I couldn’t help but laugh a little. “Well, I’m no better. Because after him, I had no one.”
“No one at all? No dates? No boyfriends?” Emil asked.
I shook my head. “No one. I was too busy learning how to be a mom and raising Lev. Too busy looking over my shoulder and worrying that somebody from my father’s family would come after me if they found out about Lev.”
Alexsei furrowed his brow. “You really don’t have any ties with them, huh? They’re your father’s family, not yours?”
I nodded. “Lev is my family.” I was starting to feel like these two men could be a part of a new family, too. Even Gabriella. And Misha. But all of that was contingent on whether Ivan would want to make me a Dubinin with him.
I supposed that was up to Luka to decide, too.
“I know it has to be hard,” Alexsei said. “I wasn’t married for long, but I remember how often my wife and I argued about my being away for work and at Luca’s beck and call. And my wife was always wishing I was home with her and Misha more.”
He really was the only one who could talk from experience about this. He’d been married and lost his love. I wanted to get my head out of my ass and get over this grudge I couldn’t let go of for when Ivan made me think he had strayed and cheated. I had lost Ivan once, but we had a second chance if I could go for it.
I would be a fool if I didn’t take it.
“And I wouldn’t be shocked if after this, Ivan asked my father if he could step back from his duties. To make up for lost time with you,” Emil said.
We were silent for a while, but as we sat in peace, too many questions came to the surface in my mind. I couldn’t keep quiet much longer.
“Look,” I said, leaning forward. “I don’t want to complain or sound ungrateful. I am extremely grateful for how things ended today, with everyone being unharmed. And I appreciate and respect how Ivan didn’t hesitate to go after those who set this up.”
Even if he might have been motivated to do so for his uncle, not just me.
“And I understand that he’ll need to report to his boss. I assume that when he’s done talking to Luka, he’ll talk to me and fill me in on the important stuff.”
“Hey, if you’ve got a strong enough stomach,” Emil said, “I can show you a video of what went down.”
I held up my hand as Alexsei shot him a look to shut up.
“But one question is bothering me too much to sit still and wait. I can’t be patient about this.”
They both looked at me expectantly, as if urging me to spit it out already. So they could answer.

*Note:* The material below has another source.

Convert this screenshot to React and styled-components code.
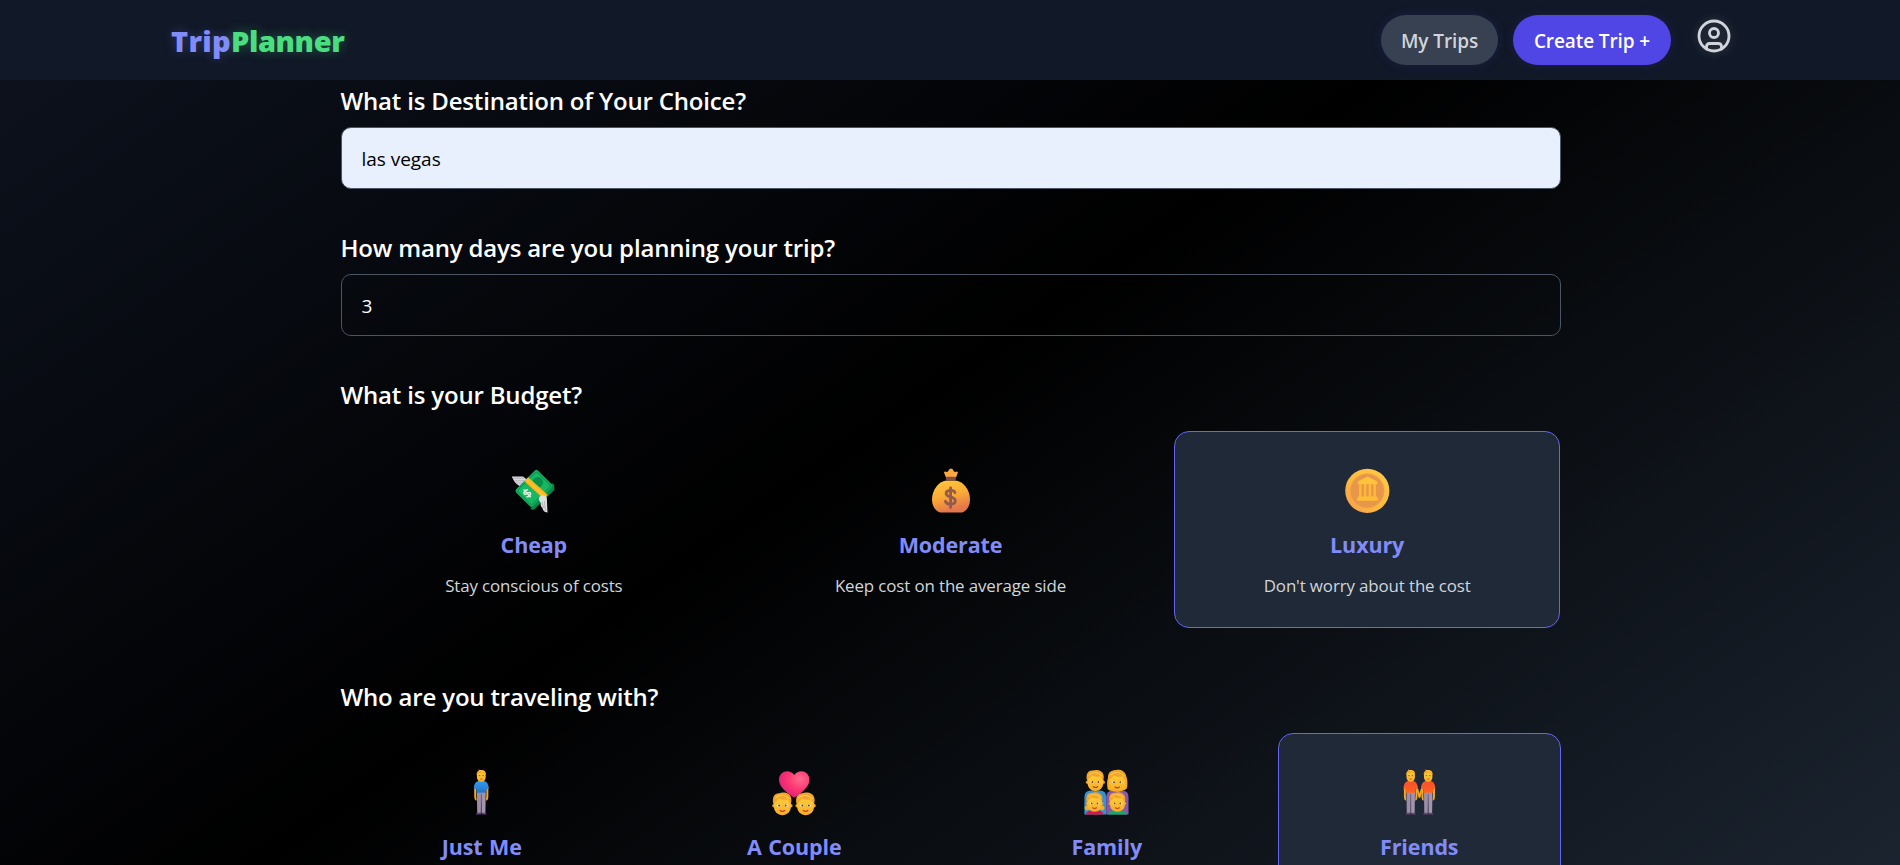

This openness with them was still so new to me. All my life, my father was the ruler and he didn’t feel like he had to tell me anything. Women were treated differently in Luka’s house, and I had to respect that.
“Did the men, or whoever they were, tell you if my father is dead?” I grimaced, suspended with impatience to know that one fact. If my father was still out there, hiding as a potential threat to my life and my son’s life, I had to know and be prepared.
If my father lived, that also meant that Luka and Ivan and all the other Dubinin men would have to face him. And that wasn’t something simple like an ordinary hit. That was one Bratva boss demanding that another Bratva boss be killed. I didn’t want to literally be in the middle of a war.
“They wouldn’t say,” Emil answered, almost sadly as if he regretted he couldn’t tell me what I wished to be true.
“Dammit,” I muttered.
“But if he’s alive,” Alexsei reminded me, “Ivan will protect you. We all will.”
I smiled the best I could, touched that they’d care. But more so, I tried on the idea of Ivan loving me enough to go to war for me. I imagined that it was true, that he’d been loving me all along but just staying away because of the threat my father posed.
I was no better off. I’d done the same. And it prompted me to want to take the risk and admit I loved him back, that I’d pledge to stand with him no matter the danger heading our way.
29
IVAN
Luka didn’t seem eager to take up much of my time. Emil had already forwarded him the video of what happened in the back of that gambling hall. I walked into his study when he was replaying it, stopping and going back over the part where I asked if the two moles knew if Konstantin lived or had died.
“They just wouldn’t say,” he summed up sourly, closing out the window on his screen.